La possibilité offerte à la femme enceinte de prendre une semaine de réflexion était liée aux conséquences considérables de cette décision. Si elle a été supprimée dans le présent projet de loi, en cohérence avec les dispositions que nous avons adoptées à l'article 19, c'est parce que les étapes menant au diagnostic et, malheureusement, à l'interruption médicale de grossesse, qu'elle soit partielle ou totale, sont longues. Elles permettent la réflexion. Dans les centres de diagnostic et de traitement adaptés, il existe tout un processus d'annonce et de réflexion, et plusieurs imageries successives sont effectuées.
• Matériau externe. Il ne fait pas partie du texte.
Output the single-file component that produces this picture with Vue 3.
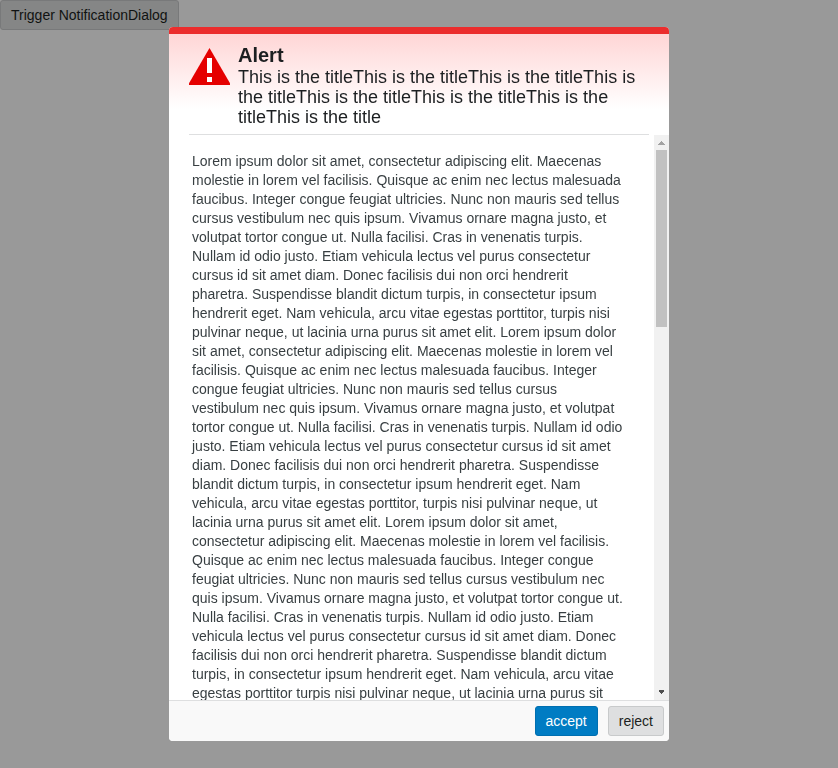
<script setup>
import { computed, onBeforeUnmount, onMounted, reactive, ref } from 'vue'

const open = ref(true)
const title = Array(8).fill('This is the title').join('')
const passage =
  'Lorem ipsum dolor sit amet, consectetur adipiscing elit. Maecenas molestie in lorem vel facilisis. Quisque ac enim nec lectus malesuada faucibus. Integer congue feugiat ultricies. Nunc non mauris sed tellus cursus vestibulum nec quis ipsum. Vivamus ornare magna justo, et volutpat tortor congue ut. Nulla facilisi. Cras in venenatis turpis. Nullam id odio justo. Etiam vehicula lectus vel purus consectetur cursus id sit amet diam. Donec facilisis dui non orci hendrerit pharetra. Suspendisse blandit dictum turpis, in consectetur ipsum hendrerit eget. Nam vehicula, arcu vitae egestas porttitor, turpis nisi pulvinar neque, ut lacinia urna purus sit amet elit.'
const closing = passage.replace('porttitor,', 'porttitor')
const message = [passage, passage, closing, passage, passage, closing, passage, passage, closing].join(' ')

const body = ref(null)
const scroll = reactive({ top: 0, view: 1, full: 1 })

function measure() {
  if (!body.value) return
  scroll.top = body.value.scrollTop
  scroll.view = body.value.clientHeight
  scroll.full = body.value.scrollHeight
}

function step(amount) {
  body.value.scrollBy({ top: amount })
}

const thumb = computed(() => ({
  top: `${(scroll.top / scroll.full) * 100}%`,
  height: `${(scroll.view / scroll.full) * 100}%`
}))

onMounted(() => {
  measure()
  window.addEventListener('resize', measure)
})
onBeforeUnmount(() => window.removeEventListener('resize', measure))
</script>

<template>
  <div class="page">
    <button type="button" class="btn trigger" @click="open = true">Trigger NotificationDialog</button>
    <div v-if="open" class="overlay">
      <section class="dialog" role="alertdialog" aria-modal="true" aria-labelledby="dialog-signal dialog-title">
        <header class="header">
          <div class="header-inner">
            <svg class="icon" viewBox="0 0 41 37" aria-hidden="true">
              <path fill="#e50000" d="M20.5 0 41 35.3V37H0v-1.7z" />
              <path fill="#fff" d="M18 10h5v15h-5zM18 29h5v5h-5z" />
            </svg>
            <div>
              <h1 id="dialog-signal" class="signal">Alert</h1>
              <p id="dialog-title" class="title">{{ title }}</p>
            </div>
          </div>
        </header>
        <div class="content">
          <div ref="body" class="body" tabindex="0" @scroll="measure">
            <p class="message">{{ message }}</p>
          </div>
          <div class="scrollbar" aria-hidden="true">
            <button type="button" class="arrow" :class="{ idle: scroll.top === 0 }" tabindex="-1" @click="step(-40)">
              <svg viewBox="0 0 15 15"><path d="M4 10V9h1V8h1V7h1V6h1v1h1v1h1v1h1v1z" /></svg>
            </button>
            <div class="track"><div class="thumb" :style="thumb"></div></div>
            <button type="button" class="arrow" tabindex="-1" @click="step(40)">
              <svg viewBox="0 0 15 15"><path d="M5 5h5v2H9v1H8v1H7V8H6V7H5z" /></svg>
            </button>
          </div>
        </div>
        <footer class="footer">
          <button type="button" class="btn accept" @click="open = false">accept</button>
          <button type="button" class="btn" @click="open = false">reject</button>
        </footer>
      </section>
    </div>
  </div>
</template>

<style>
body {
  margin: 0;
  background: #fff;
}
</style>

<style scoped>
.page {
  min-height: 100vh;
  font-family: "Liberation Sans", Arial, sans-serif;
  font-size: 14px;
  color: #1c1f21;
}

.btn {
  box-sizing: border-box;
  height: 30px;
  padding: 0 10px;
  border: 1px solid #c8cacb;
  border-radius: 3px;
  background: #dedfe0;
  color: #1c1f21;
  font: inherit;
  line-height: 28px;
  cursor: pointer;
}

.trigger {
  display: block;
}

.overlay {
  position: fixed;
  inset: 0;
  display: flex;
  justify-content: center;
  padding: 27px 20px;
  background: rgba(0, 0, 0, 0.4);
}

.dialog {
  display: flex;
  flex-direction: column;
  width: 100%;
  max-width: 500px;
  overflow: hidden;
  border-radius: 4px;
  background: #fff;
}

.header {
  flex: none;
  padding: 0 20px;
  border-top: 7px solid #eb2d2d;
  background: linear-gradient(#ffd6d6, #fff 75px);
}

.header-inner {
  display: flex;
  gap: 8px;
  padding: 10px 0 7px;
  border-bottom: 1px solid #dedfe0;
}

.icon {
  flex: none;
  width: 41px;
  height: 37px;
  margin-top: 4px;
}

.signal,
.title,
.message {
  margin: 0;
}

.signal {
  font-size: 20px;
  line-height: 23px;
}

.title {
  font-size: 18px;
  line-height: 20px;
}

.content {
  display: flex;
  flex: 1;
  min-height: 0;
}

.body {
  flex: 1;
  overflow-y: auto;
  padding: 17px 29px 17px 23px;
  outline: none;
  scrollbar-width: none;
}

.message {
  color: #383f42;
  line-height: 19px;
}

.scrollbar {
  display: flex;
  flex: none;
  flex-direction: column;
  width: 15px;
  background: #f1f1f1;
}

.arrow {
  flex: none;
  width: 15px;
  height: 15px;
  padding: 0;
  border: 0;
  background: none;
  color: #505050;
}

.arrow.idle {
  color: #a3a3a3;
}

.arrow svg {
  display: block;
  width: 15px;
  height: 15px;
  fill: currentColor;
  shape-rendering: crispEdges;
}

.track {
  position: relative;
  flex: 1;
}

.thumb {
  position: absolute;
  right: 2px;
  left: 2px;
  background: #c1c1c1;
}

.footer {
  display: flex;
  flex: none;
  justify-content: flex-end;
  gap: 10px;
  padding: 5px;
  border-top: 1px solid #dedfe0;
  background: #f9f9f9;
}

.accept {
  border-color: #006fb0;
  background: #007cc3;
  color: #fff;
}
</style>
Les raisons pour lesquelles nous sommes défavorables à ces amendements, comme nous l'avions indiqué en commission, sont les suivantes : au terme de ce processus, il est annoncé à la femme qu'il faudra, hélas, procéder à une interruption médicale de grossesse, puis elle part pendant une semaine ou huit jours, seule ou avec son conjoint, hors du cadre médical et du colloque singulier avec le médecin, la sage-femme ou l'équipe. On la laisse ainsi dans son coin réfléchir à un choix irréversible. J'estime pour ma part qu'il s'agit d'une peine supplémentaire. La femme n'a pas la possibilité de poser des questions pendant cette phase de réflexion. Il se produit en quelque sorte une rupture du colloque singulier entre le médecin ou l'équipe médicale et la patiente.
Surtout, au risque de vous choquer – mais peu importe – , je considère que ce délai risque d'infantiliser la femme. En cas non pas de problème d'ordre obstétrical mais de malformation gravissime du foetus, il lui est demandé si elle a oui ou non bien réfléchi, si elle veut vraiment avorter et faire disparaître l'enfant mal formé. J'emploie un langage assez cru mais je parle de la réalité. On laisserait réfléchir la femme en la culpabilisant, en l'infantilisant et en lui rappelant qu'elle a la possibilité de garder son foetus. À titre personnel, je trouve cela difficile, y compris pour la femme, parce qu'elle a le temps de poser ses questions, qu'elle bénéficie de l'accompagnement de psychologues et que l'effet d'annonce doit être encadré par tout ce que peut amener l'équipe médicale pluridisciplinaire.
D'autre part, sur le plan juridique, tout délai inscrit dans la loi doit être assorti d'un point de départ et d'un point d'arrivée. Or il n'est pas possible de définir le point de départ : est-ce à compter du diagnostic, ou du début de la consultation ? Il est extrêmement difficile de l'établir.
Enfin, s'agissant des amendements qui visent à instaurer un délai de réflexion à durée indéterminée, là encore il faut fixer un point de départ, suite à quoi la femme se trouverait livrée à elle-même dans la nature. Combien de temps lui sera-t-il proposé de réfléchir : quarante-huit heures ? Cinq minutes ? Encore une fois, sans durée ni point de départ, la mise en pratique de telles dispositions poserait problème. C'est pour toutes ces raisons – et peut-être d'autres – que je suis défavorable à ces amendements.